As a South African who grew up under apartheid, I see strong echoes of laws and policies used to implement and sustain apartheid. In a striking parallel, the Coloured Labour Preference Area Policy of 1955 sought to privilege mixed-race so-called “coloured” South Africans over other blacks.

This policy decreed that no “black African” could be employed if a “coloured” applicant for the job was available in certain parts of South Africa. The policy was aimed at extending limited privilege to one discriminated group over another in order to further assert white domination and privilege.

Laws and policies like the Coloured Labour Preference Area were intended to divide South Africans and hinder a collective struggle against apartheid.
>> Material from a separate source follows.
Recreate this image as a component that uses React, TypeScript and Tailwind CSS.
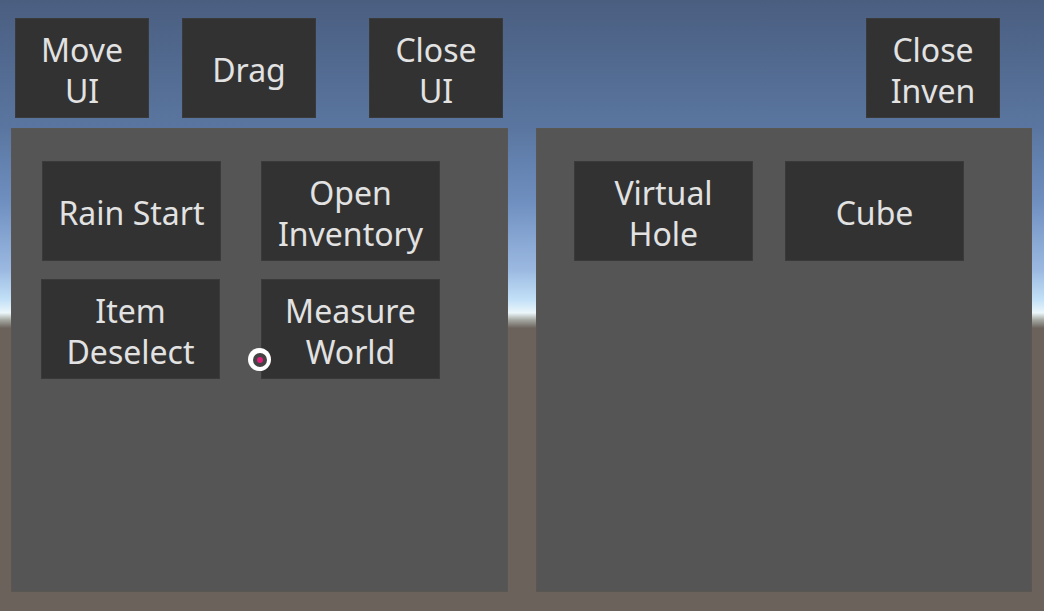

What is of particular concern is that the ramifications of this sort of policy are still being felt today – 20 years after the official termination of apartheid.

Last year, a case was brought against the Western Cape’s correctional services department for allegedly discriminating against ‘coloured’ South Africans. Some of the protesters outside the courthouse argued that they were not ‘white’ enough under apartheid, and now not ‘black’ enough in a post-apartheid South Africa.

Adalah, the Legal Center for Arab Minority Rights in Israel, predicts the new pro-Christian law will have little practical impact. But it suggests the lengths many Israelis will go to avoid accepting a Palestinian identity and dealing with the grievances Palestinians — both Christian and Muslim — hold against Israel.

“[it] is a dangerous attempt by the state to distort the Arab identity of Palestinians in Israel,” the group said.

What is of even greater concern is the normalisation of the racist mindset behind the new law. Its passage by a lopsided 31-6 vote suggests that the Israeli government and public sees no moral or sociological problem with embarking on a campaign of social engineering in order to protect Jewish dominance in Israel.

South Africans can attest that such a policy will ultimately fail. And policies once enacted live on long after their demise.

Dismantling legislation does not neatly coincide with the dismantling of the psyche of a nation. We South Africans remain a painfully divided nation. Anyone familiar with the textures of Apartheid can attest that it is nearly impossible to escape the real legacy Apartheid left; the burden of living in a world defined and divided by difference.

Israel should start confronting and healing the wounds of division now — instead of exacerbating them.

Heidi-Jane Esakov is a Cape Town-based graduate student and researcher.